**Required task**
Exactly as written, write out the lines below from the first to the one containing "const sideItems = ['Network-wide', 'Security", inclusive. Pictures do not belong in the copy.

**Material provided**
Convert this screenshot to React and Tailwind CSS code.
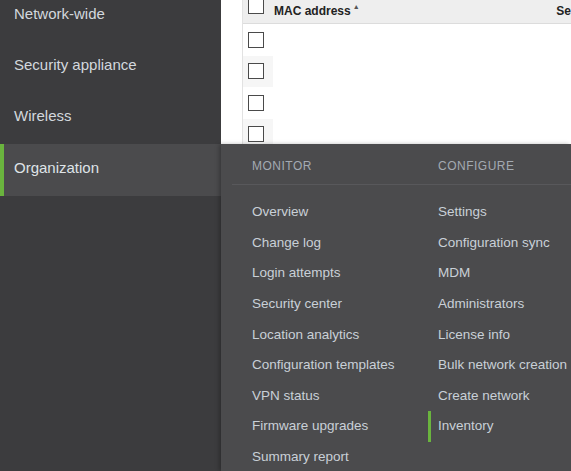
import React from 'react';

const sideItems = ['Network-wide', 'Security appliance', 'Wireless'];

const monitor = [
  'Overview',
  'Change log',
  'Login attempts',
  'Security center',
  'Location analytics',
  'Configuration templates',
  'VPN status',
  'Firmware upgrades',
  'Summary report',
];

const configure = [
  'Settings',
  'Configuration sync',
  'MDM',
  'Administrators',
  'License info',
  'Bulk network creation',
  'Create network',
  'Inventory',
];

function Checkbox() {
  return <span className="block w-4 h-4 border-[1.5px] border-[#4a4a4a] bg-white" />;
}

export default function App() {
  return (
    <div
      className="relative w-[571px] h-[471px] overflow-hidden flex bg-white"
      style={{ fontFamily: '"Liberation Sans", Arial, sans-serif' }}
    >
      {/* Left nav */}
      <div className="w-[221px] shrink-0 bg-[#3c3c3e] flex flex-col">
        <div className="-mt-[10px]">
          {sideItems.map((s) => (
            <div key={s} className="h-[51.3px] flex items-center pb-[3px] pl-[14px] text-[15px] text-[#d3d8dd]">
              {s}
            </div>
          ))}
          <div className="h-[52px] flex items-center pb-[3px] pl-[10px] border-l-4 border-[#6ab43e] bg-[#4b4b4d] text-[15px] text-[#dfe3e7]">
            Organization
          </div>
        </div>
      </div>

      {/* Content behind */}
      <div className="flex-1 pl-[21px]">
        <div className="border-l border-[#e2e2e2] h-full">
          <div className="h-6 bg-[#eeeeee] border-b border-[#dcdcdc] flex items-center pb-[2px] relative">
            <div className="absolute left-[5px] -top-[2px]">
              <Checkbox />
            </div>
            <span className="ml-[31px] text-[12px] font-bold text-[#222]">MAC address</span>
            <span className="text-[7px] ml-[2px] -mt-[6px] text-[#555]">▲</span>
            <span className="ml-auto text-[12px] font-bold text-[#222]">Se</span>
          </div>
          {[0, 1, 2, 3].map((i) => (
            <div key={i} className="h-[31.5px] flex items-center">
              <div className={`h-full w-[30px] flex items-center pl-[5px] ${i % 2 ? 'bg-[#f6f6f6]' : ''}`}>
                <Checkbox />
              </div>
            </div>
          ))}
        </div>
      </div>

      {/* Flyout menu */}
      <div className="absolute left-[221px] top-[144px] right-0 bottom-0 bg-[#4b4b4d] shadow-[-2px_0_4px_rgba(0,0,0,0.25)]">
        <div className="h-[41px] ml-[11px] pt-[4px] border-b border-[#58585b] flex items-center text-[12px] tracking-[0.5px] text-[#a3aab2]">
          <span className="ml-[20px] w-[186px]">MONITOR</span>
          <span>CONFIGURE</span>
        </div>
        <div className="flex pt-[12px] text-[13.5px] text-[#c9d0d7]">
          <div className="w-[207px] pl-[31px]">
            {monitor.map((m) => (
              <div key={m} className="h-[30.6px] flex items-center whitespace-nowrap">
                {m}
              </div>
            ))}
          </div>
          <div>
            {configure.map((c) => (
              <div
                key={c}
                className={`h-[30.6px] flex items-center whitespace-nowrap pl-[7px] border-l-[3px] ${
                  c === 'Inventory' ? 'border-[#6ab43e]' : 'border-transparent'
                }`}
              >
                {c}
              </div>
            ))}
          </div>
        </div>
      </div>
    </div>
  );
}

**Solution for this exercise**
Convert this screenshot to React and Tailwind CSS code.
import React from 'react';

const sideItems = ['Network-wide', 'Security appliance', 'Wireless'];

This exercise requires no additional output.